• OBJECTIVE: Report how many lines hold the word "that"; give nothing but the number.

---- DATA EXCERPTS

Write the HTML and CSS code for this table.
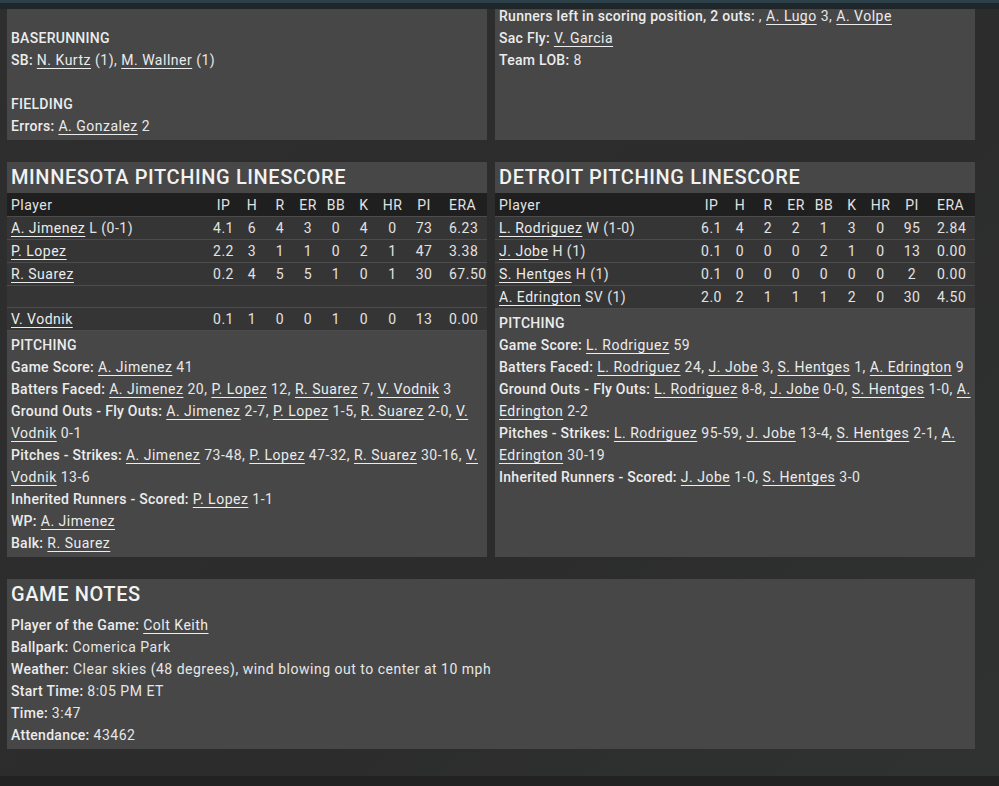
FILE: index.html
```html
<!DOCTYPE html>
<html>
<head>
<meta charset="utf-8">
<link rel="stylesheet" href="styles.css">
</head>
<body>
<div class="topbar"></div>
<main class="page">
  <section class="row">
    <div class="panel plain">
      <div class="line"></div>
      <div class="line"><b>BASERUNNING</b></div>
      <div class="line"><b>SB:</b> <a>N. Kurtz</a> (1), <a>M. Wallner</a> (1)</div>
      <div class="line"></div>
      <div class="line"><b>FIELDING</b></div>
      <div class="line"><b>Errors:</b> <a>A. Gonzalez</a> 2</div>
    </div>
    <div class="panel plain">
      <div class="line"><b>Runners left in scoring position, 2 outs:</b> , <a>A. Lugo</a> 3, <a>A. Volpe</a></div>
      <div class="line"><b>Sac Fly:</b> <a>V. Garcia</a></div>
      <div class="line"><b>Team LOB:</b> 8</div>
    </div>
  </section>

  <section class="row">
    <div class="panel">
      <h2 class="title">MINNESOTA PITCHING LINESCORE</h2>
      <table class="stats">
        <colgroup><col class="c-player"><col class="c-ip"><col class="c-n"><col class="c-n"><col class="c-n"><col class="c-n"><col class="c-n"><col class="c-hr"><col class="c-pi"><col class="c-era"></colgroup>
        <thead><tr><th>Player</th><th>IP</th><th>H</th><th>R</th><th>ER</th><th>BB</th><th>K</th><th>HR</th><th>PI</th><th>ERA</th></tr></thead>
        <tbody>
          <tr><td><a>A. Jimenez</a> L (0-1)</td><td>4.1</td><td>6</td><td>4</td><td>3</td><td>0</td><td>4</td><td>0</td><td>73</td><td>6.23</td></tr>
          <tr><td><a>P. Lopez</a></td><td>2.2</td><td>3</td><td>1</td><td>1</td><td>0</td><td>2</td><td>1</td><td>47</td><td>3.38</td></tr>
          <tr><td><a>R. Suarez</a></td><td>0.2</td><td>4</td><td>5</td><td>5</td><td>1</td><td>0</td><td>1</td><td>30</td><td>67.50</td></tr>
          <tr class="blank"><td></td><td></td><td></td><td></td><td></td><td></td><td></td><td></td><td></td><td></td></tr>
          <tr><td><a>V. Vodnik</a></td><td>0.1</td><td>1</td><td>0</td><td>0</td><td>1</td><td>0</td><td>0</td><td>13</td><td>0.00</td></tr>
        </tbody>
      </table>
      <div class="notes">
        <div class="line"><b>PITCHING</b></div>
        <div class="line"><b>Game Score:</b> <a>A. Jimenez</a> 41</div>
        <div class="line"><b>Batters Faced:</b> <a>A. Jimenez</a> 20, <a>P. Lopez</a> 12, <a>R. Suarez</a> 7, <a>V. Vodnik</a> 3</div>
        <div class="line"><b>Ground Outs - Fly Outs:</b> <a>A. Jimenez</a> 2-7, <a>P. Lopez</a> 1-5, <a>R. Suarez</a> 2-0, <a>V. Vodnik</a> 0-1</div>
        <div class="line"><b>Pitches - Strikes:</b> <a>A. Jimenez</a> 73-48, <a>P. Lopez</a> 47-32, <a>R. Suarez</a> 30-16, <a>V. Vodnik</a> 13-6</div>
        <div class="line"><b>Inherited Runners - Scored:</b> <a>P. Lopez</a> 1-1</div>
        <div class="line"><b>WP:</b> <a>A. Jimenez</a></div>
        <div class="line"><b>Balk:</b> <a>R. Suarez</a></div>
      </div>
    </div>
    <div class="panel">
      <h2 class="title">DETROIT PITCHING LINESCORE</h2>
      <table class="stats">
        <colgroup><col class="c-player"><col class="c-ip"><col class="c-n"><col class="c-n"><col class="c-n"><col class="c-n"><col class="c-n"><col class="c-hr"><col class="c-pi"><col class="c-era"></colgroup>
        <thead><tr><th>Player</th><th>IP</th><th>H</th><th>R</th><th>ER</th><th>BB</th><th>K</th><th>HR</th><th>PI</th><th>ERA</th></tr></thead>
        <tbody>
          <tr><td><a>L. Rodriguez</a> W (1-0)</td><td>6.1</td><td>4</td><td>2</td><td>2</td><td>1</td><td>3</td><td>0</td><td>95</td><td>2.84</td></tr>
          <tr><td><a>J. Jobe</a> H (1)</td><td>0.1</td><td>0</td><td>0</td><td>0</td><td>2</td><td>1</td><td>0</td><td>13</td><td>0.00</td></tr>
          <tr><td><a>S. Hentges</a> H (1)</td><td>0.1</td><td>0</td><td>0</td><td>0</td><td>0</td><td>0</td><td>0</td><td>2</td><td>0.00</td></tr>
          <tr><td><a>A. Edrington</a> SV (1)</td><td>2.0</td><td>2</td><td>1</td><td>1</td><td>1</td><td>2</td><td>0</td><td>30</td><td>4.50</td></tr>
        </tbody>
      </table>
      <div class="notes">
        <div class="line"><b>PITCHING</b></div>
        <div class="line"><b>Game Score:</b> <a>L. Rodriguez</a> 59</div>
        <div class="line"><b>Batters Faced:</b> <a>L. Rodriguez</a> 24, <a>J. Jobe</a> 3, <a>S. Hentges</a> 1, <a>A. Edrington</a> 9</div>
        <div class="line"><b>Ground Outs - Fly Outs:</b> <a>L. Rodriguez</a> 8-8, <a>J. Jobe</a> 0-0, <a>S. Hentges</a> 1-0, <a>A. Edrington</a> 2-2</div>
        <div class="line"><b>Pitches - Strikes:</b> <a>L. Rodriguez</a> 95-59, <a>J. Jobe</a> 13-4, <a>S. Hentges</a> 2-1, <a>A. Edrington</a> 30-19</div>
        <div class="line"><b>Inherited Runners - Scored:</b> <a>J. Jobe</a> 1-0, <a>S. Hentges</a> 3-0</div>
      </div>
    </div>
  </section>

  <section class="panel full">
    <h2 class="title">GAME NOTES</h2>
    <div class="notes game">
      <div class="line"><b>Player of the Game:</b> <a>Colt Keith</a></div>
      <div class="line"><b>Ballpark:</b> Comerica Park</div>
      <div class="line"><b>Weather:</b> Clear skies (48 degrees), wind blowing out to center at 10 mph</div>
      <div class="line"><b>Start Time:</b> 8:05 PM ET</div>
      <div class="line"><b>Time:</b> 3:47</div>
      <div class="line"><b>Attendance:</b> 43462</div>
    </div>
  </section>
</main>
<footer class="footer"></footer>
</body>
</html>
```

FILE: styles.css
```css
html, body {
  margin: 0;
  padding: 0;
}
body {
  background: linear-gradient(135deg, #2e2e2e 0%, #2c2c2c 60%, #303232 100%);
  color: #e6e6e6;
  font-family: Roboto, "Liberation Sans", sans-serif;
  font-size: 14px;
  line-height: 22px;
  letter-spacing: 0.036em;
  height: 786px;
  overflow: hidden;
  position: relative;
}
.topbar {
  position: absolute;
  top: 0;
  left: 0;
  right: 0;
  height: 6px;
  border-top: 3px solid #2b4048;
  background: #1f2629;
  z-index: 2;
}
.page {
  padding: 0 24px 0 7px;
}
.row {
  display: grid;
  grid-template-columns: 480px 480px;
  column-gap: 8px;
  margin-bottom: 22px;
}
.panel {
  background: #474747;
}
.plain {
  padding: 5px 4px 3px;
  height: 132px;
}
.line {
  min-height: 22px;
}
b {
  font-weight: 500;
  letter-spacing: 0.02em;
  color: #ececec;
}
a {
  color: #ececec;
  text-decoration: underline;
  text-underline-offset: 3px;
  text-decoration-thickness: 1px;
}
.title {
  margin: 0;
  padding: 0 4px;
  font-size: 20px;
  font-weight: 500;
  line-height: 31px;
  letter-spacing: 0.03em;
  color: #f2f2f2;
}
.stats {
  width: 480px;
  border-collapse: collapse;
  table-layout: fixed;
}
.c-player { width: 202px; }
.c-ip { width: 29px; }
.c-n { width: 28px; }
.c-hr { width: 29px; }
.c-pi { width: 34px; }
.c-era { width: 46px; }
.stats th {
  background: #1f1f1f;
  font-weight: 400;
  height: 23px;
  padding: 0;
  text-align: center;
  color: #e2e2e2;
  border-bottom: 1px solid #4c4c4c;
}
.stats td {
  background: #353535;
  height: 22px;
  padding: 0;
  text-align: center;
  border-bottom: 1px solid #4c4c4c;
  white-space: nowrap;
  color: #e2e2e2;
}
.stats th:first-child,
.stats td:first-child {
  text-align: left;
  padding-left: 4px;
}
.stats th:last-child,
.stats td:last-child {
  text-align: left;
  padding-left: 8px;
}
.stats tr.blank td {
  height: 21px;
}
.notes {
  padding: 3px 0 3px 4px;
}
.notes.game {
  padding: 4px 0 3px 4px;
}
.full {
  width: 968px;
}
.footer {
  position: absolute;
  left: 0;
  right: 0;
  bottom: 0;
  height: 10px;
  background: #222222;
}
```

--------
---- DATA EXCERPTS

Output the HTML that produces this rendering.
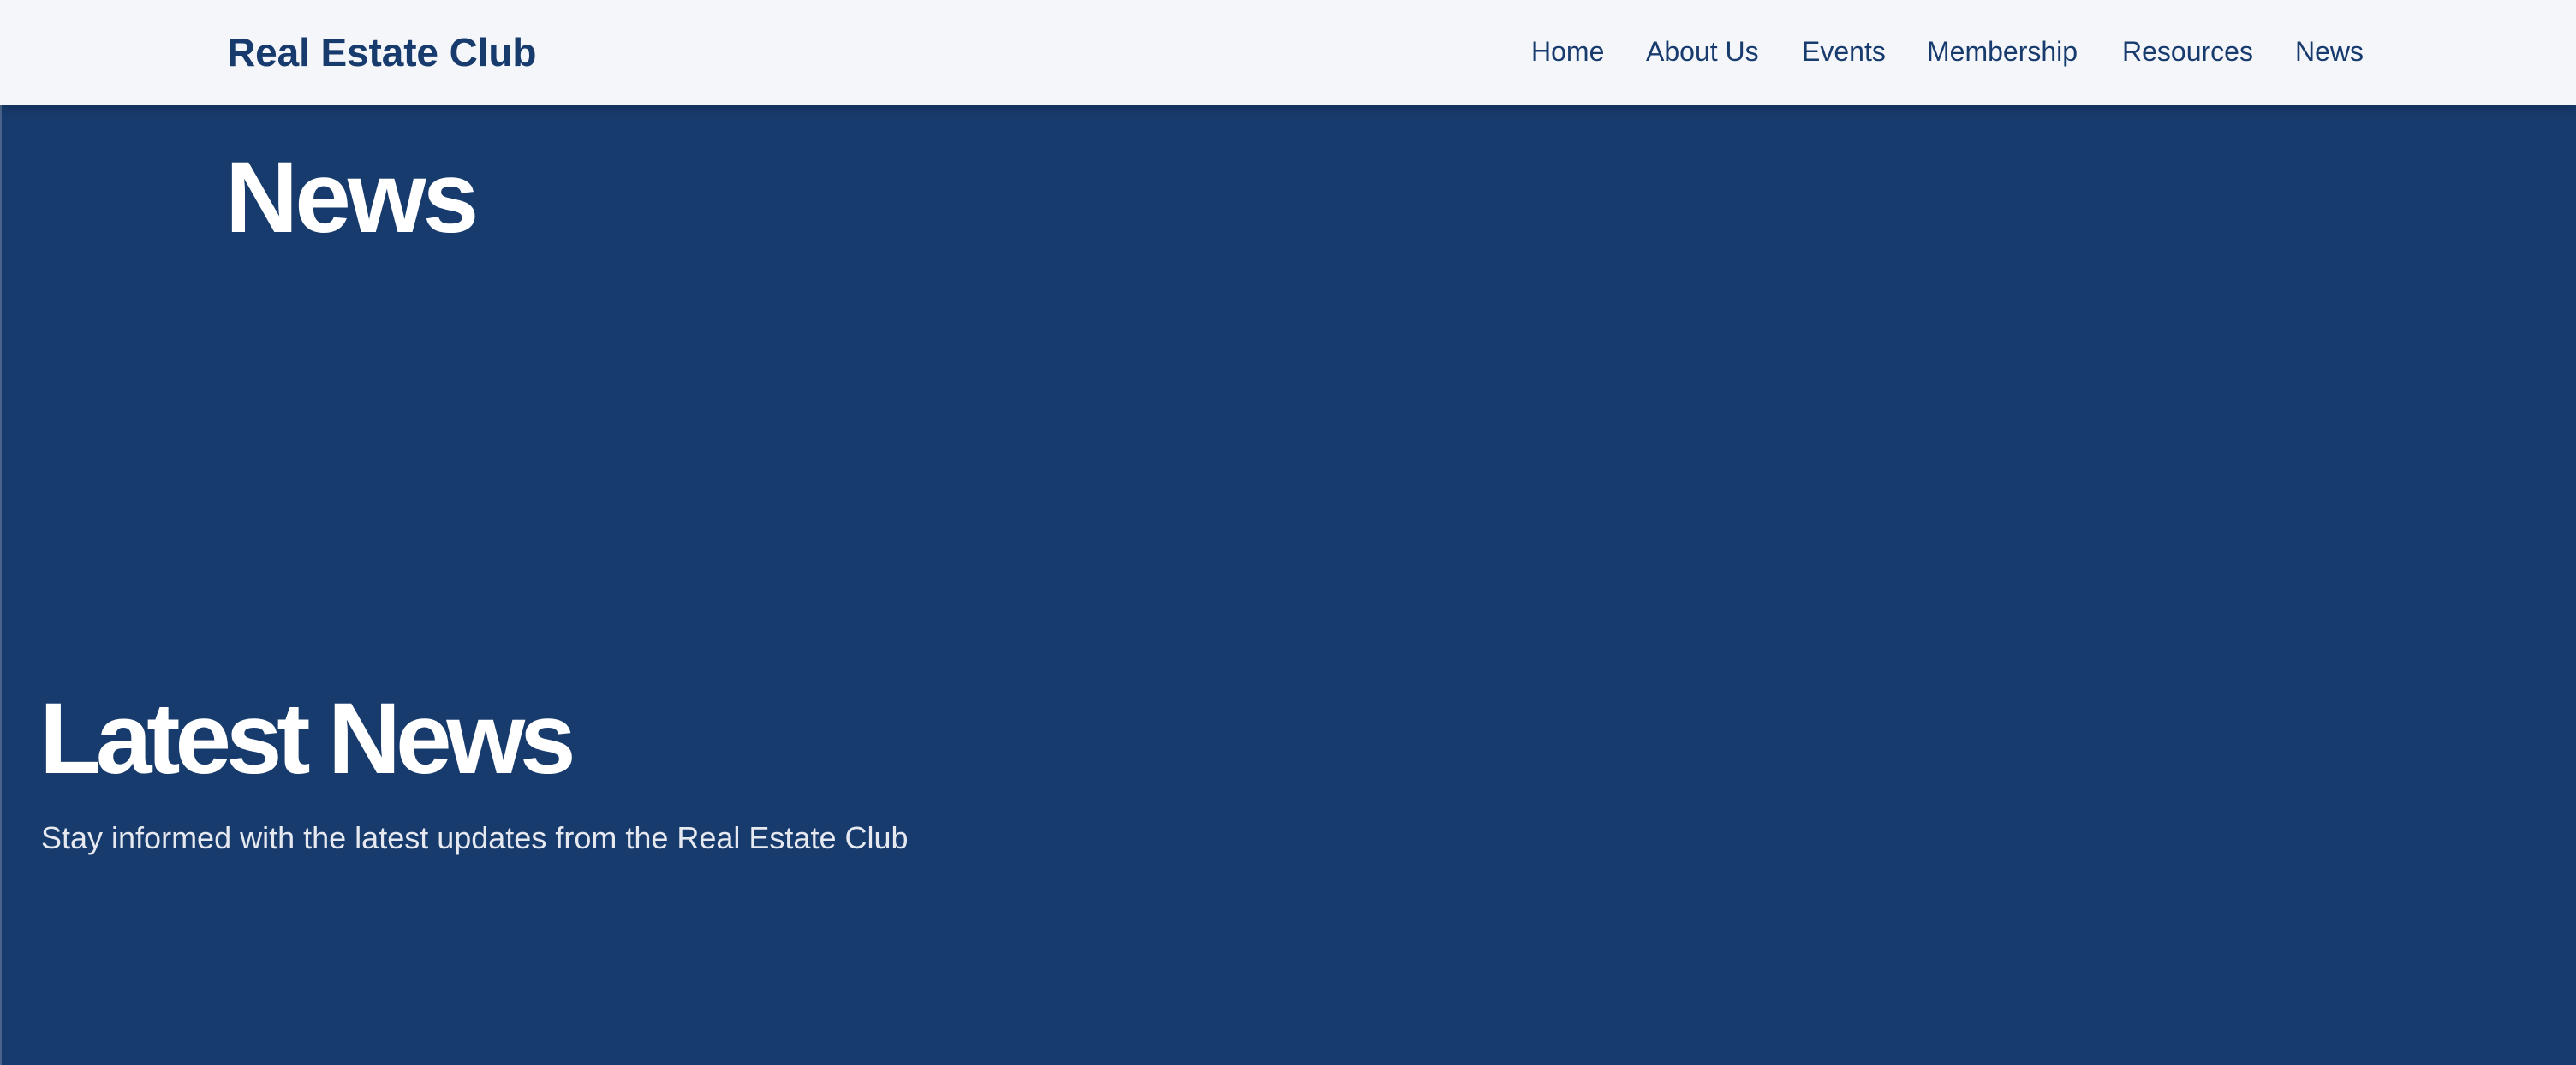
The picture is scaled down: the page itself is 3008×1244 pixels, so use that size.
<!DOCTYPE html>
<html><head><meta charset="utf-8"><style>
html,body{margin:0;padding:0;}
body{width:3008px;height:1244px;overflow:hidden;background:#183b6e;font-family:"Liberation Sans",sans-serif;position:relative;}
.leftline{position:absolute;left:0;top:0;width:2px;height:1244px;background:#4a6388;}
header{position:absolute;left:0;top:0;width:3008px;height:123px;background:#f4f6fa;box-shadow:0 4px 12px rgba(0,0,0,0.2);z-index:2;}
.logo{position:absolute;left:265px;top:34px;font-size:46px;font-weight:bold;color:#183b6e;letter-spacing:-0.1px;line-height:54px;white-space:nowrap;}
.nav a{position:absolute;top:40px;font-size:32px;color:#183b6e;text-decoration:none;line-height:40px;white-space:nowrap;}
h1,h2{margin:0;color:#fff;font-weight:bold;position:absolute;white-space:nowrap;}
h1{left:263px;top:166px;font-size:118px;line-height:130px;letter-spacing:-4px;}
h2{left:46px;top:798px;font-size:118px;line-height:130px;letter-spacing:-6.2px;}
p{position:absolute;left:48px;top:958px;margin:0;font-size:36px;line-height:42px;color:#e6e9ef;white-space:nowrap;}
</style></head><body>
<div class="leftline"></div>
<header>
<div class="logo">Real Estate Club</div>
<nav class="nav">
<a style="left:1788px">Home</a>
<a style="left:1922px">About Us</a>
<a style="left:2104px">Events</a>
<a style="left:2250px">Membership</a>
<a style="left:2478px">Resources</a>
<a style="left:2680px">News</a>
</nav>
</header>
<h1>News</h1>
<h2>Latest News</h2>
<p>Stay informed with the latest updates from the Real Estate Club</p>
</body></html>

--------

• SOLUTION FOR THIS PROBLEM: 2